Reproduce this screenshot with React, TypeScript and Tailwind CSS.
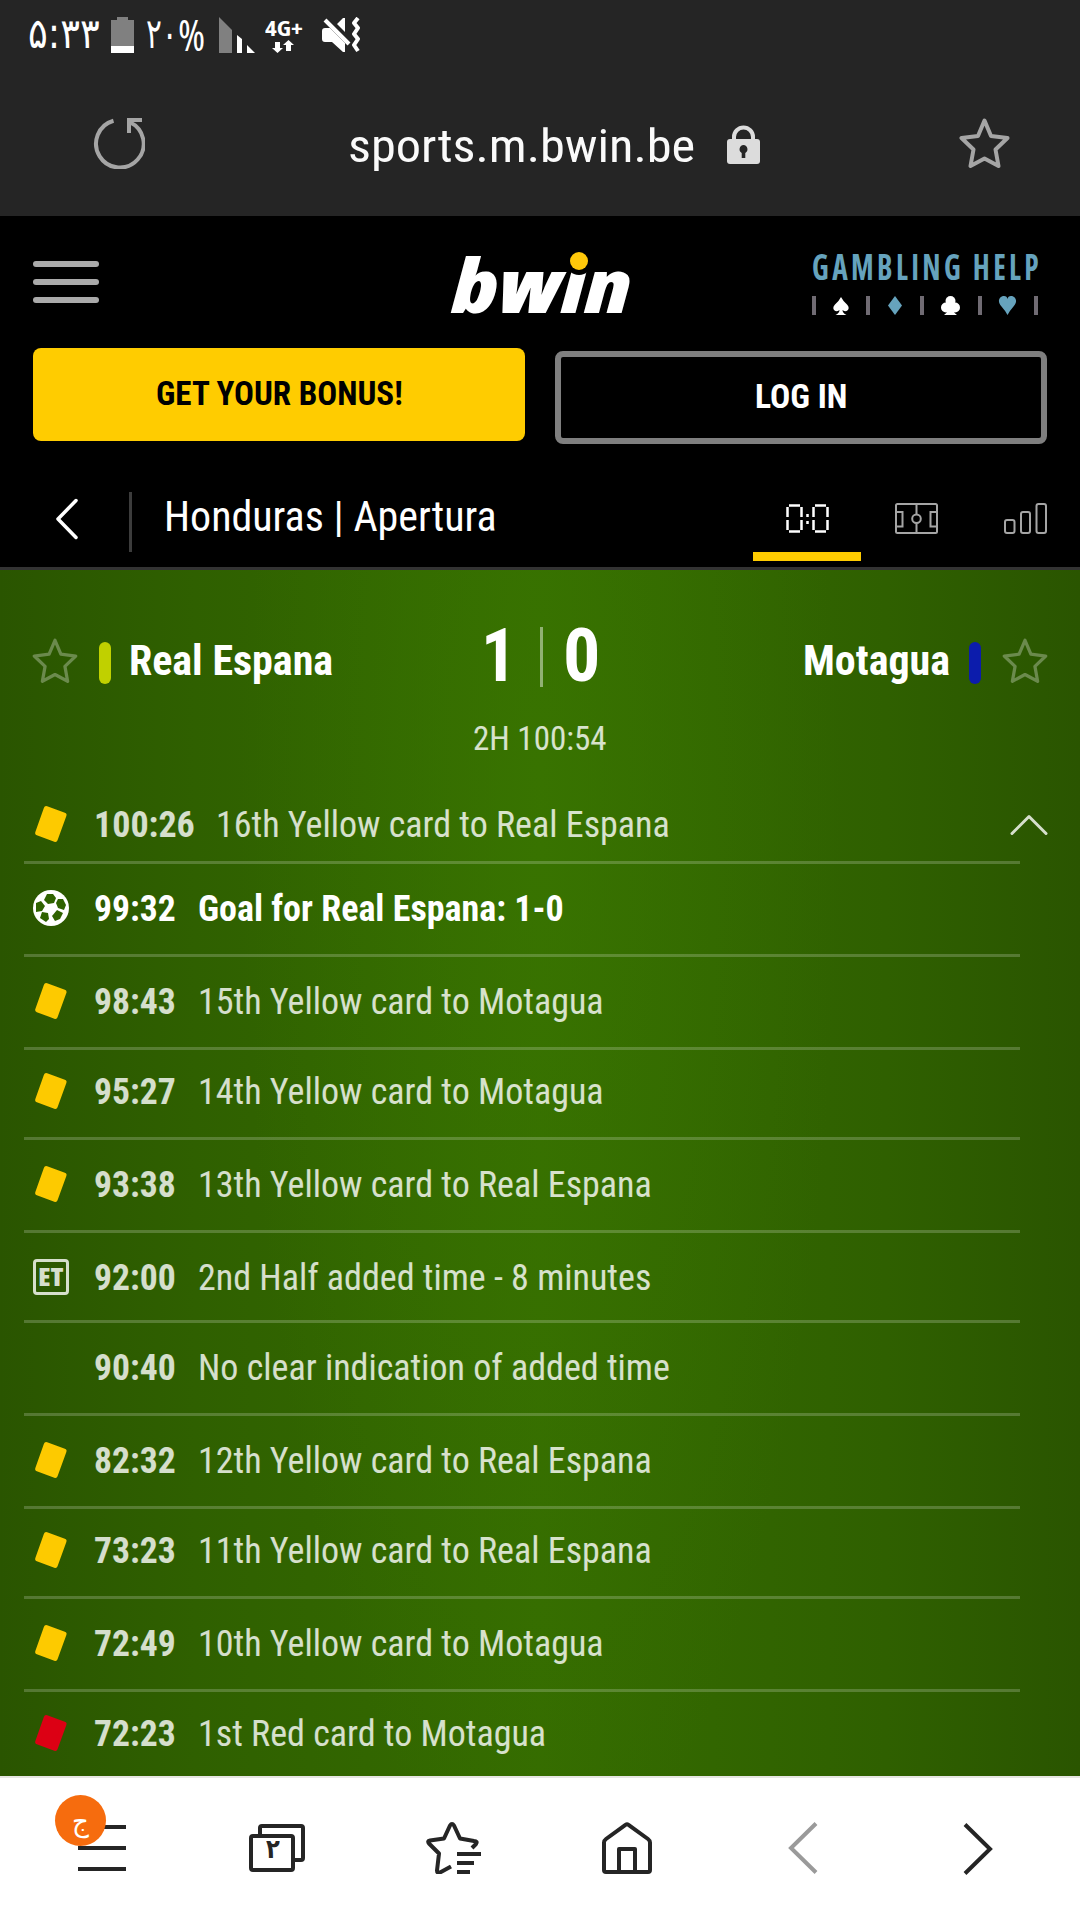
import { useLayoutEffect, useRef, useState } from "react";
import type { ReactNode } from "react";
import clsx from "clsx";

type EventType = "yellow" | "red" | "goal" | "et" | "none";

type MatchEvent = {
  time: string;
  text: string;
  type: EventType;
  width: number;
  row: string;
};

const events: MatchEvent[] = [
  { time: "99:32", text: "Goal for Real Espana: 1-0", type: "goal", width: 366, row: "h-[93px] border-b-[3px] pt-[15px]" },
  { time: "98:43", text: "15th Yellow card to Motagua", type: "yellow", width: 406, row: "h-[93px] border-b-[3px] pt-[15px]" },
  { time: "95:27", text: "14th Yellow card to Motagua", type: "yellow", width: 406, row: "h-[90px] border-b-[3px] pt-[12px]" },
  { time: "93:38", text: "13th Yellow card to Real Espana", type: "yellow", width: 454, row: "h-[93px] border-b-[3px] pt-[15px]" },
  { time: "92:00", text: "2nd Half added time - 8 minutes", type: "et", width: 453, row: "h-[90px] border-b-[3px] pt-[15px]" },
  { time: "90:40", text: "No clear indication of added time", type: "none", width: 472, row: "h-[93px] border-b-[3px] pt-[15px]" },
  { time: "82:32", text: "12th Yellow card to Real Espana", type: "yellow", width: 454, row: "h-[93px] border-b-[3px] pt-[15px]" },
  { time: "73:23", text: "11th Yellow card to Real Espana", type: "yellow", width: 454, row: "h-[90px] border-b-[3px] pt-[12px]" },
  { time: "72:49", text: "10th Yellow card to Motagua", type: "yellow", width: 406, row: "h-[93px] border-b-[3px] pt-[15px]" },
  { time: "72:23", text: "1st Red card to Motagua", type: "red", width: 348, row: "h-[84px] pt-[12px]" },
];

// Condenses a line of text so that it takes exactly `width` pixels
const Fit = ({ width, className, children }: { width: number; className?: string; children: ReactNode }) => {
  const ref = useRef<HTMLSpanElement>(null);
  const [scale, setScale] = useState(1);

  useLayoutEffect(() => {
    if (ref.current) setScale(width / ref.current.offsetWidth);
  }, [width]);

  return (
    <span className={clsx("block shrink-0 whitespace-nowrap", className)} style={{ width }}>
      <span ref={ref} className="inline-block origin-left" style={{ transform: `scaleX(${scale})` }}>
        {children}
      </span>
    </span>
  );
};

const StarOutline = ({ className }: { className?: string }) => (
  <svg viewBox="0 0 51 51" className={className} fill="none" stroke="currentColor" strokeLinejoin="round">
    <path d="M25.5 2.5 L32 18 L48.5 20 L36.5 31.5 L39.5 48 L25.5 40.5 L11.5 48 L14.5 31.5 L2.5 20 L19 18 Z" />
  </svg>
);

const StatusBar = () => (
  <div className="flex h-[72px] items-start pl-[28px] pt-[17px] text-white">
    <Fit width={72} className="-mt-[2px] font-['DejaVu_Sans',sans-serif] text-[42px] leading-[38px]">۵:۳۳</Fit>
    <svg width="23" height="36" viewBox="0 0 23 36" className="ml-[11px] shrink-0">
      <path d="M6 0h11v3h6v33H0V3h6z" fill="#808080" />
      <path d="M0 29h23v7H0z" fill="#fff" />
    </svg>
    <Fit width={32} className="-mt-[2px] ml-[12px] font-['DejaVu_Sans',sans-serif] text-[42px] leading-[38px]">۲۰</Fit>
    <Fit width={27} className="font-['Open_Sans',sans-serif] text-[43px] font-medium leading-[36px]">%</Fit>
    <svg width="36" height="36" viewBox="0 0 36 36" className="ml-[14px] shrink-0">
      <path d="M0 0l13 13v23H0z" fill="#808080" />
      <path d="M18 18l5 4v14h-5zM28 28l8 8h-8z" fill="#fff" />
    </svg>
    <div className="ml-[10px] mt-[1px] w-[38px]">
      <Fit width={38} className="font-['Open_Sans',sans-serif] text-[21px] font-bold leading-[20px]">4G+</Fit>
      <svg width="22" height="13" viewBox="0 0 22 13" className="ml-[7px] mt-[2px]" fill="#fff">
        <path d="M3 2h5v6h3l-5.500 5L0 8h3zM14 11h5V5h3l-5.500-5L11 5h3z" />
      </svg>
    </div>
    <svg width="38" height="36" viewBox="0 0 38 36" className="ml-[19px] shrink-0">
      <path d="M0 14q0-3 3-3h5l15 15v9h-2L10 25H3q-3 0-3-3zM23 1v14l-8-8 6-6z" fill="#fff" />
      <path d="M3 3l24 24" stroke="#fff" strokeWidth="4" />
      <path d="M36 1l-4 5 4 5-4 6 4 5-4 6 4 6" fill="none" stroke="#fff" strokeWidth="4" strokeLinejoin="round" />
    </svg>
  </div>
);

const AddressBar = () => (
  <div className="flex h-[144px] items-start">
    <svg width="52" height="52" viewBox="0 0 52 52" className="ml-[93px] mt-[45px]" fill="none" stroke="#a5a5a5" strokeWidth="4">
      <path d="M20.500 3.800A23.800 23.800 0 1 0 37 5.200" />
      <path d="M36 16V3h13" />
    </svg>
    <Fit width={347} className="ml-[203px] mt-[44px] font-['Roboto',sans-serif] text-[46px] leading-[60px] text-[#fafafa]">
      sports.m.bwin.be
    </Fit>
    <svg width="33" height="39" viewBox="0 0 33 39" className="ml-[32px] mt-[53px]">
      <path d="M7 17V12a9.500 9.500 0 0 1 19 0v5" fill="none" stroke="#dcdcdc" strokeWidth="4" />
      <rect y="14" width="33" height="25" rx="3" fill="#dcdcdc" />
      <path d="M16.500 20a4.300 4.300 0 0 1 1.800 8v5h-3.600v-5a4.300 4.300 0 0 1 1.800-8z" fill="#252525" />
    </svg>
    <StarOutline className="ml-[199px] mt-[46px] size-[51px] stroke-[4] text-[#a5a5a5]" />
  </div>
);

const SiteHeader = () => (
  <div className="flex h-[132px] items-start">
    <div className="ml-[33px] mt-[45px] flex w-[66px] flex-col gap-[12px]">
      <div className="h-[6px] rounded-full bg-[#aaa]" />
      <div className="h-[6px] rounded-full bg-[#aaa]" />
      <div className="h-[6px] rounded-full bg-[#aaa]" />
    </div>
    <div className="relative ml-[353px] mt-[24px] h-[90px]">
      <Fit width={179} className="font-['Open_Sans',sans-serif] text-[74px] font-extrabold italic leading-[90px] text-white">
        bwin
      </Fit>
      <span className="absolute left-[118px] top-[12px] size-[18px] rounded-full bg-[#ffc80a] shadow-[0_1px_0_4px_#000]" />
    </div>
    <div className="ml-[182px] mt-[33px] w-[228px]">
      <Fit width={230} className="-ml-px font-['Open_Sans',sans-serif] text-[35px] font-bold leading-[36px] tracking-[4px] text-[#66a3bd]">
        GAMBLING HELP
      </Fit>
      <svg width="226" height="20" viewBox="0 0 226 20" className="-ml-px mt-[11px]">
        <path d="M0 0h4v19H0zM54 0h4v19h-4zM108 0h4v19h-4zM166 0h4v19h-4zM222 0h4v19h-4z" fill="#706b73" />
        <path d="M29 1q2 4 6 7.500c4 4 0 9-4.500 5.500q0 3 4 5h-11q4-2 4-5c-4.500 3.500-8.500-1.500-4.500-5.500Q27 5 29 1z" fill="#fff" />
        <path d="M83 0l7 9.500-7 9.500-7-9.500z" fill="#66a3bd" />
        <g fill="#fff">
          <circle cx="138.500" cy="5" r="5" />
          <circle cx="134" cy="11.500" r="5" />
          <circle cx="143" cy="11.500" r="5" />
          <path d="M137 8h3q0 8 5 11h-13q5-3 5-11z" />
        </g>
        <path d="M195.500 19q-2-4-6-8.500c-5.500-6-1-10.500 2.500-10.500q3 0 3.500 3 .5-3 3.500-3c3.500 0 8 4.500 2.500 10.500q-4 4.500-6 8.500z" fill="#66a3bd" />
      </svg>
    </div>
  </div>
);

const Buttons = () => (
  <div className="flex h-[132px] items-start gap-[30px] px-[33px] text-[34px] font-bold leading-none">
    <button className="flex h-[93px] w-[492px] shrink-0 items-center justify-center rounded-[8px] bg-[#ffcc00] pb-[3px] text-black">
      <Fit width={247} className="leading-[40px]">GET YOUR BONUS!</Fit>
    </button>
    <button className="mt-[3px] flex h-[93px] w-[492px] shrink-0 items-center justify-center rounded-[8px] border-[6px] border-[#7f7f7f] pb-[3px] text-white">
      <Fit width={92} className="leading-[40px]">LOG IN</Fit>
    </button>
  </div>
);

const EventNav = () => (
  <div className="flex h-[90px] items-start border-b-[3px] border-[#333]">
    <svg width="24" height="42" viewBox="0 0 24 42" className="ml-[55px] mt-[18px]" fill="none" stroke="#fff" strokeWidth="3.500" strokeLinecap="round" strokeLinejoin="round">
      <path d="M21 2.500L3 21l18 18.500" />
    </svg>
    <div className="ml-[50px] mt-[12px] h-[60px] w-[3px] bg-[#3c3c3c]" />
    <Fit width={333} className="ml-[32px] mt-[7px] text-[42px] leading-[60px] text-white">Honduras | Apertura</Fit>
    <div className="ml-auto mr-[33px] mt-[23px] flex">
      <div className="mr-[34px] flex h-[58px] w-[108px] flex-col items-center justify-between border-b-[9px] border-[#ffcc00]">
        <svg width="43" height="29" viewBox="0 0 43 29" className="mt-[1px]" fill="none" stroke="#fff" strokeWidth="2.500">
          <path d="M3 1.500h11M3 27.500h11M1.500 3v10M1.500 16v10M15.500 3v10M15.500 16v10" />
          <path d="M29 1.500h11M29 27.500h11M27.500 3v10M27.500 16v10M41.500 3v10M41.500 16v10" />
          <path d="M21.500 10v3M21.500 17v3" />
        </svg>
      </div>
      <svg width="43" height="31" viewBox="0 0 43 31" fill="none" stroke="#a5a5a5" strokeWidth="2">
        <rect x="1" y="1" width="41" height="29" rx="1.500" />
        <path d="M21.500 1v10.500M21.500 20v10M1 9h6.500v14.500H1M42 9h-6.500v14.500H42" />
        <circle cx="21.500" cy="15.700" r="4.300" />
      </svg>
      <svg width="43" height="31" viewBox="0 0 43 31" className="ml-[66px]" fill="none" stroke="#a5a5a5" strokeWidth="2">
        <rect x="1" y="17" width="9.500" height="13" rx="2" />
        <rect x="17" y="9" width="9" height="21" rx="2" />
        <rect x="32.500" y="1" width="9.500" height="29" rx="2" />
      </svg>
    </div>
  </div>
);

const Scoreboard = () => (
  <div className="h-[216px]">
    <div className="flex h-[140px] items-start text-[42px] font-bold text-white">
      <StarOutline className="ml-[32px] mt-[68px] size-[46px] stroke-[3.600] text-white/30" />
      <div className="ml-[21px] mt-[72px] h-[42px] w-[12px] rounded-full bg-[#c0d000]" />
      <Fit width={204} className="ml-[18px] mt-[61px] leading-[60px]">Real Espana</Fit>
      <Fit width={35} className="ml-[148px] mt-[46px] text-[74px] leading-[80px]">1</Fit>
      <div className="ml-[24px] mt-[57px] h-[60px] w-[3px] bg-white/45" />
      <Fit width={37} className="ml-[20px] mt-[46px] text-[74px] leading-[80px]">0</Fit>
      <Fit width={147} className="ml-[203px] mt-[61px] leading-[60px]">Motagua</Fit>
      <div className="ml-[19px] mt-[72px] h-[42px] w-[12px] rounded-full bg-[#0c1cac]" />
      <StarOutline className="ml-[21px] mt-[68px] size-[46px] stroke-[3.600] text-white/30" />
    </div>
    <div className="flex justify-center">
      <Fit width={134} className="mt-[8px] text-[34px] leading-[40px] text-white/80">2H 100:54</Fit>
    </div>
  </div>
);

const Card = ({ color }: { color: string }) => (
  <svg width="36" height="38" viewBox="0 0 36 38">
    <path d="M13.300 3.600L31 10.200L22.200 34.300L4.700 27.800Z" fill={color} stroke={color} strokeWidth="5" strokeLinejoin="round" />
  </svg>
);

const EventIcon = ({ type }: { type: EventType }) => {
  if (type === "yellow") return <Card color="#fdca00" />;
  if (type === "red") return <Card color="#dc0014" />;
  if (type === "goal") {
    return (
      <svg width="36" height="36" viewBox="0 0 36 36" className="mt-px">
        <circle cx="18" cy="18" r="18" fill="#fff" />
        <g fill="#2f6200">
          <path d="M14 4h6l3 4-2 5-6 1-4-4z" />
          <path d="M25 9l5 0 3 6-2 5-6-2-2-5z" />
          <path d="M24 20l6 3-3 6-5 2-3-5z" />
          <path d="M9 22l6 1 1 6-3 3-6-4z" />
          <path d="M3 13l5-2 4 5-3 5-6 1z" />
        </g>
        <path d="M16 14l6 0 2 5-5 4-5-4z" fill="#fff" />
      </svg>
    );
  }
  if (type === "et") {
    return (
      <div className="mt-px flex size-[36px] items-center justify-center rounded-[4px] border-[3px] border-[#d6dfcc] text-[#d6dfcc]">
        <Fit width={26} className="font-['Open_Sans',sans-serif] text-[24px] font-extrabold leading-[26px]">ET</Fit>
      </div>
    );
  }
  return null;
};

const EventList = () => (
  <div>
    <div className="flex h-[78px]">
      <div className="ml-[24px] flex w-[996px] shrink-0 items-start border-b-[3px] border-white/20 pt-[9px]">
        <div className="ml-[9px] mt-[10px] w-[36px]">
          <EventIcon type="yellow" />
        </div>
        <Fit width={101} className="ml-[25px] text-[36px] font-bold leading-[60px] text-white/80">100:26</Fit>
        <Fit width={454} className="ml-[21px] text-[36px] leading-[60px] text-white/80">16th Yellow card to Real Espana</Fit>
      </div>
      <svg width="38" height="22" viewBox="0 0 38 22" className="-ml-[10px] mt-[28px] shrink-0" fill="none" stroke="#d6dfcc" strokeWidth="3" strokeLinecap="round" strokeLinejoin="round">
        <path d="M2 19.500L19 2.500l17 17" />
      </svg>
    </div>
    {events.map((event) => (
      <div
        key={event.time}
        className={clsx(
          "ml-[24px] flex w-[996px] items-start border-white/20 text-[36px] leading-[60px]",
          event.row,
          event.type === "goal" ? "font-bold text-white" : "text-white/80"
        )}
      >
        <div className="ml-[9px] mt-[10px] w-[36px]">
          <EventIcon type={event.type} />
        </div>
        <Fit width={82} className="ml-[25px] font-bold">{event.time}</Fit>
        <Fit width={event.width} className="ml-[22px]">{event.text}</Fit>
      </div>
    ))}
  </div>
);

const BottomBar = () => (
  <div className="flex h-[144px] items-start border-t-2 border-[#e6e6e2] bg-white text-[#252525]">
    <div className="relative ml-[78px] mt-[47px] flex w-[48px] flex-col gap-[17px]">
      <div className="h-[4px] bg-[#252525]" />
      <div className="h-[4px] bg-[#252525]" />
      <div className="h-[4px] bg-[#252525]" />
      <div className="absolute -left-[23px] -top-[30px] flex size-[51px] items-center justify-center rounded-full bg-[#f66c0e] font-['DejaVu_Sans',sans-serif] text-[29px] leading-[30px] text-white">
        ج
      </div>
    </div>
    <div className="relative ml-[123px] mt-[46px] h-[48px] w-[56px]">
      <svg width="56" height="48" viewBox="0 0 56 48" fill="none" stroke="currentColor" strokeWidth="4">
        <rect x="2" y="12" width="42" height="34" rx="2" />
        <path d="M11 12V4q0-2 2-2h39q2 0 2 2v30q0 2-2 2h-8" />
      </svg>
      <span className="absolute left-[17px] top-[12px] font-['DejaVu_Sans',sans-serif] text-[27px] font-bold leading-[26px]">
        <Fit width={14}>۲</Fit>
      </span>
    </div>
    <svg width="56" height="52" viewBox="0 0 56 52" className="ml-[121px] mt-[44px]" fill="none" stroke="currentColor" strokeWidth="4" strokeLinejoin="round">
      <path d="M46 26l4-4q2-3-2-3l-14-2.500-6-13q-2-3-4 0l-6 13-14 2q-3 .5-1 3l10 10-2 17q0 3 3 2l11-6" />
      <path d="M31 32h24M31 41h17M31 50h13" />
    </svg>
    <svg width="50" height="52" viewBox="0 0 50 52" className="ml-[120px] mt-[44px]" fill="none" stroke="currentColor" strokeWidth="4" strokeLinejoin="round">
      <path d="M2 20.500q0-2 2-3.500L23.500 2.800q1.500-1 3 0L46 17q2 1.500 2 3.500V48q0 2-2 2H4q-2 0-2-2z" />
      <path d="M17 50V27h16v23" />
    </svg>
    <svg width="30" height="52" viewBox="0 0 30 52" className="ml-[136px] mt-[44px]" fill="none" stroke="#9a9a9a" strokeWidth="4">
      <path d="M28 1.500L3 26l25 24.500" />
    </svg>
    <svg width="30" height="52" viewBox="0 0 30 52" className="ml-[145px] mt-[45px]" fill="none" stroke="currentColor" strokeWidth="4">
      <path d="M2 1.500L27 26L2 50.500" />
    </svg>
  </div>
);

export default function App() {
  return (
    <div className="h-[1920px] w-[1080px] overflow-hidden bg-black font-['Roboto_Condensed','Roboto',sans-serif] [font-stretch:75%]">
      <div className="bg-[#252525]">
        <StatusBar />
        <AddressBar />
      </div>
      <SiteHeader />
      <Buttons />
      <EventNav />
      <div className="h-[1206px] bg-[radial-gradient(300px_1100px_at_50%_20%,rgba(60,124,0,0.45),rgba(60,124,0,0)),linear-gradient(90deg,#2a5500_0%,#2f6000_18%,#356c00_50%,#2f6000_82%,#2a5500_100%)]">
        <Scoreboard />
        <EventList />
      </div>
      <BottomBar />
    </div>
  );
}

·····

▶ **THE REQUEST**
Please extract exactly the lines of the data, from the first through the line containing "const [scale, setScale] = useState(1);", and add no pictures to the copy.

▶ **EXERCISE RESPONSE**
Reproduce this screenshot with React, TypeScript and Tailwind CSS.
import { useLayoutEffect, useRef, useState } from "react";
import type { ReactNode } from "react";
import clsx from "clsx";

type EventType = "yellow" | "red" | "goal" | "et" | "none";

type MatchEvent = {
  time: string;
  text: string;
  type: EventType;
  width: number;
  row: string;
};

const events: MatchEvent[] = [
  { time: "99:32", text: "Goal for Real Espana: 1-0", type: "goal", width: 366, row: "h-[93px] border-b-[3px] pt-[15px]" },
  { time: "98:43", text: "15th Yellow card to Motagua", type: "yellow", width: 406, row: "h-[93px] border-b-[3px] pt-[15px]" },
  { time: "95:27", text: "14th Yellow card to Motagua", type: "yellow", width: 406, row: "h-[90px] border-b-[3px] pt-[12px]" },
  { time: "93:38", text: "13th Yellow card to Real Espana", type: "yellow", width: 454, row: "h-[93px] border-b-[3px] pt-[15px]" },
  { time: "92:00", text: "2nd Half added time - 8 minutes", type: "et", width: 453, row: "h-[90px] border-b-[3px] pt-[15px]" },
  { time: "90:40", text: "No clear indication of added time", type: "none", width: 472, row: "h-[93px] border-b-[3px] pt-[15px]" },
  { time: "82:32", text: "12th Yellow card to Real Espana", type: "yellow", width: 454, row: "h-[93px] border-b-[3px] pt-[15px]" },
  { time: "73:23", text: "11th Yellow card to Real Espana", type: "yellow", width: 454, row: "h-[90px] border-b-[3px] pt-[12px]" },
  { time: "72:49", text: "10th Yellow card to Motagua", type: "yellow", width: 406, row: "h-[93px] border-b-[3px] pt-[15px]" },
  { time: "72:23", text: "1st Red card to Motagua", type: "red", width: 348, row: "h-[84px] pt-[12px]" },
];

// Condenses a line of text so that it takes exactly `width` pixels
const Fit = ({ width, className, children }: { width: number; className?: string; children: ReactNode }) => {
  const ref = useRef<HTMLSpanElement>(null);
  const [scale, setScale] = useState(1);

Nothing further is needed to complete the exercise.